SET EXERCISE: Search the data below for "with"; list each line that holds it.

*** SUPPLIED MATERIAL

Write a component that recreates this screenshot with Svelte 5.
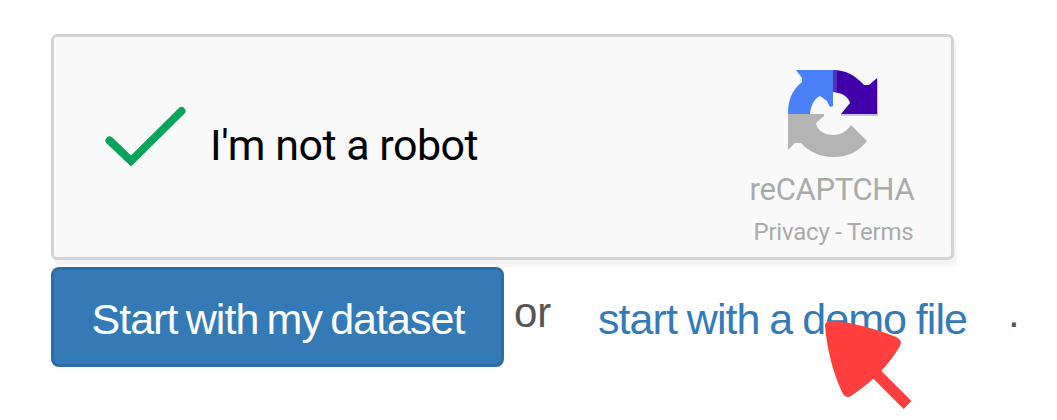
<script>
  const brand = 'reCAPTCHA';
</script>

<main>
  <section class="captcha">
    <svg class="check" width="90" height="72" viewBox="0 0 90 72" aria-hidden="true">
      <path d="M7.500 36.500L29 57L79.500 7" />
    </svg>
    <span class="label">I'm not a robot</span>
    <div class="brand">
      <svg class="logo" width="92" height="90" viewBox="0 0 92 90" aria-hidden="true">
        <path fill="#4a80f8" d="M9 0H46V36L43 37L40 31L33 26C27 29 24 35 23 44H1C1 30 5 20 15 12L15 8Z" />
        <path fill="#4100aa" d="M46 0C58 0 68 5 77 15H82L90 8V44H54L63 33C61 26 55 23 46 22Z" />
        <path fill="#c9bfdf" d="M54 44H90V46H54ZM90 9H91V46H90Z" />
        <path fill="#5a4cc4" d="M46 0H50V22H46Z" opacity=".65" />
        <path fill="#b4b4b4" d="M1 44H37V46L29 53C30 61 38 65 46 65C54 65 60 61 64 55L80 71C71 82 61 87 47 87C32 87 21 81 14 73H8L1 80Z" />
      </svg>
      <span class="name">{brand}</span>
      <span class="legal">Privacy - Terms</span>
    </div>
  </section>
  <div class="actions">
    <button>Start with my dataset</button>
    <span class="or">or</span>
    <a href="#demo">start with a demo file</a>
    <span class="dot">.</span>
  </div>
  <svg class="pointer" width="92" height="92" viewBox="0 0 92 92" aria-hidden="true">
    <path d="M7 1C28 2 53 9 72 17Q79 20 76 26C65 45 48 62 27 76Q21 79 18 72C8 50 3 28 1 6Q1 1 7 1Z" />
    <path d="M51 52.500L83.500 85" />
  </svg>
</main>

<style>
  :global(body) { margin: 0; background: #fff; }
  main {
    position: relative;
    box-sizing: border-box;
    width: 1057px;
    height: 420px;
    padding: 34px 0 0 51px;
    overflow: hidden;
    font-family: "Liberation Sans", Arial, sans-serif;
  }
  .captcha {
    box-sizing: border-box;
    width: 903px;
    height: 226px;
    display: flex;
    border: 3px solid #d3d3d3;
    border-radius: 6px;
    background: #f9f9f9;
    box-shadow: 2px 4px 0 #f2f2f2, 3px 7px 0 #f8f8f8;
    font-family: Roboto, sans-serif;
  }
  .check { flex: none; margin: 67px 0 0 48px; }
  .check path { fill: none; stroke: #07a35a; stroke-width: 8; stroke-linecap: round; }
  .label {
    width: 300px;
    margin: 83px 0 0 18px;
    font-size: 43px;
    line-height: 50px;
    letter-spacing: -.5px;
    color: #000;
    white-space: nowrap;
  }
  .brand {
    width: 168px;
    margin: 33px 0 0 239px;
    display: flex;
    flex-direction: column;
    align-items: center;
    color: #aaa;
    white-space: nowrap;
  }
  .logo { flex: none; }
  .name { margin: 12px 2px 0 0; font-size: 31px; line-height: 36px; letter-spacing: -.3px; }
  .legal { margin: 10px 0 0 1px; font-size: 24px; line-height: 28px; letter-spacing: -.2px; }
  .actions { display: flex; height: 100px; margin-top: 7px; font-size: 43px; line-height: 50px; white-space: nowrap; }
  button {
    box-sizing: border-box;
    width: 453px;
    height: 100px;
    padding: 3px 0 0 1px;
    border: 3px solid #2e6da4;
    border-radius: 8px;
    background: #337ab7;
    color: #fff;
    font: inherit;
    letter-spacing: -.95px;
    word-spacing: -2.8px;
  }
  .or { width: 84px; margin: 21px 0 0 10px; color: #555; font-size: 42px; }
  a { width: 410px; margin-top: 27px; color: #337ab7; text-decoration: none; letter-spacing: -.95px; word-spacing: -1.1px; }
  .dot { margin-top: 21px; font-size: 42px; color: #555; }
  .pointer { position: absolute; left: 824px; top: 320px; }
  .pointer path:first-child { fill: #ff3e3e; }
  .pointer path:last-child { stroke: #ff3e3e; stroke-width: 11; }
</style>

******

WRITTEN RESPONSE:
Write a component that recreates this screenshot with Svelte 5.
    <button>Start with my dataset</button>
    <a href="#demo">start with a demo file</a>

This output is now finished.